AIM OF THE TASK:
Which lines contain the word "index"? Return each of them as written.

GIVEN DATA:
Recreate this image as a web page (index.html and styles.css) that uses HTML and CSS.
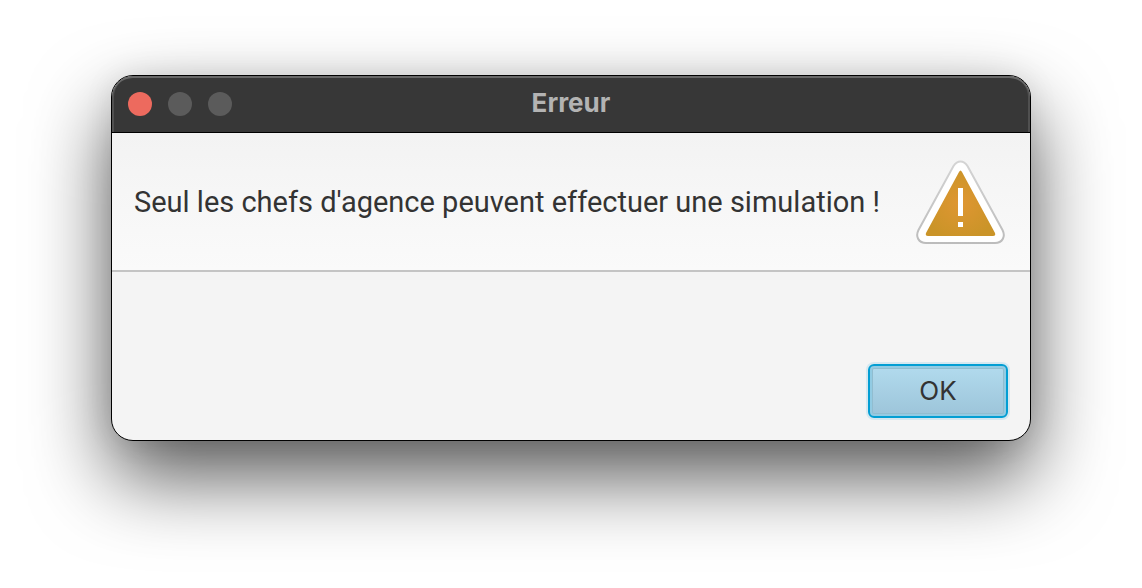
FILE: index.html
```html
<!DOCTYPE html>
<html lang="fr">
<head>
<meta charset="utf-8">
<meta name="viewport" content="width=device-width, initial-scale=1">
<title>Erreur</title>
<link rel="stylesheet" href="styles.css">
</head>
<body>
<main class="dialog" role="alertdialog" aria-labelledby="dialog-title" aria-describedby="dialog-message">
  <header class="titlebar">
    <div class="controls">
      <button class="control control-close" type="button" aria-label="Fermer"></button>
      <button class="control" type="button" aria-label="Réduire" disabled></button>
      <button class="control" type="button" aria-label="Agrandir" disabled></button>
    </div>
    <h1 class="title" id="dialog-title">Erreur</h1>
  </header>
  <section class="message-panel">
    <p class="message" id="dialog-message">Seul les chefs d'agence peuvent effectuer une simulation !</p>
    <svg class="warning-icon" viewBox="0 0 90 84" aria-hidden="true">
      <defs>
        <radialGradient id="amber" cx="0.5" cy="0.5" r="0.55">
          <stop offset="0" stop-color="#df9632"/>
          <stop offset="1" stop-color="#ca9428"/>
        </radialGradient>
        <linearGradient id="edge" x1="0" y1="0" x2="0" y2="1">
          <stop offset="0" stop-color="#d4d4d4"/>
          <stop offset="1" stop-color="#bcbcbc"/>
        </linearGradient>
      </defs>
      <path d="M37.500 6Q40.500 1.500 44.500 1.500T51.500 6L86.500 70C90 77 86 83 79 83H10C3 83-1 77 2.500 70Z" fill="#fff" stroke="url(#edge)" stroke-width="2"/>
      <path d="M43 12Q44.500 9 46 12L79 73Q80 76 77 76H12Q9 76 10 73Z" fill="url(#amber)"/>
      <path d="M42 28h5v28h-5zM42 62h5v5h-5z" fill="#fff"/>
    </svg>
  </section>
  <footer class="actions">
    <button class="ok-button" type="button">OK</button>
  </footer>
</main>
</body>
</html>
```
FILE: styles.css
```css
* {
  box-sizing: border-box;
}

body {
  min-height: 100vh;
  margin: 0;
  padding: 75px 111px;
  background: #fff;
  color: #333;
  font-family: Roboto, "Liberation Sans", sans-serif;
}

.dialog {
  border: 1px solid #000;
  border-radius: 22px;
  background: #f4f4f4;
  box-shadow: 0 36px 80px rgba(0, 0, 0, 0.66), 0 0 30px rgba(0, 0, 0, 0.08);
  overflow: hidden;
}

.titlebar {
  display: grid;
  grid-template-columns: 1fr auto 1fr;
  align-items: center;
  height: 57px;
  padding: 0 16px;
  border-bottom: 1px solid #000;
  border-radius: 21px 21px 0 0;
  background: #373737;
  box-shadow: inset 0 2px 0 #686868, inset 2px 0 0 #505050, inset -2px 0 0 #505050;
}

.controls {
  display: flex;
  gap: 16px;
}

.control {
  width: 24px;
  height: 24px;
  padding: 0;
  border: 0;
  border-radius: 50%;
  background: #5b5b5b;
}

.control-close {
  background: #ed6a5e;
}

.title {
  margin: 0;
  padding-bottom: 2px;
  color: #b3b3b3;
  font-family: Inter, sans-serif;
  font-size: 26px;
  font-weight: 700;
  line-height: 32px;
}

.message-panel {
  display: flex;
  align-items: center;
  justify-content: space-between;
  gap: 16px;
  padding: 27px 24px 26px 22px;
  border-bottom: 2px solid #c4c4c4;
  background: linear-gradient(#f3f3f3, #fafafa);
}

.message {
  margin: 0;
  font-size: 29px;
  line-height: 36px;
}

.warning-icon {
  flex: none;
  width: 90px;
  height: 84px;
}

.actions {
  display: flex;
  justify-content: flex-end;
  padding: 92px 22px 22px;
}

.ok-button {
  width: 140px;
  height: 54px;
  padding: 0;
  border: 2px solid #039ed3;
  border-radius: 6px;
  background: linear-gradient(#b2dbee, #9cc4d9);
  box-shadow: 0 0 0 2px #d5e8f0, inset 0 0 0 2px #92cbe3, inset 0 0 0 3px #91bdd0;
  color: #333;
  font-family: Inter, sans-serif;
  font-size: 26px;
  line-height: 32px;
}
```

REPLY:
Recreate this image as a web page (index.html and styles.css) that uses HTML and CSS.
FILE: index.html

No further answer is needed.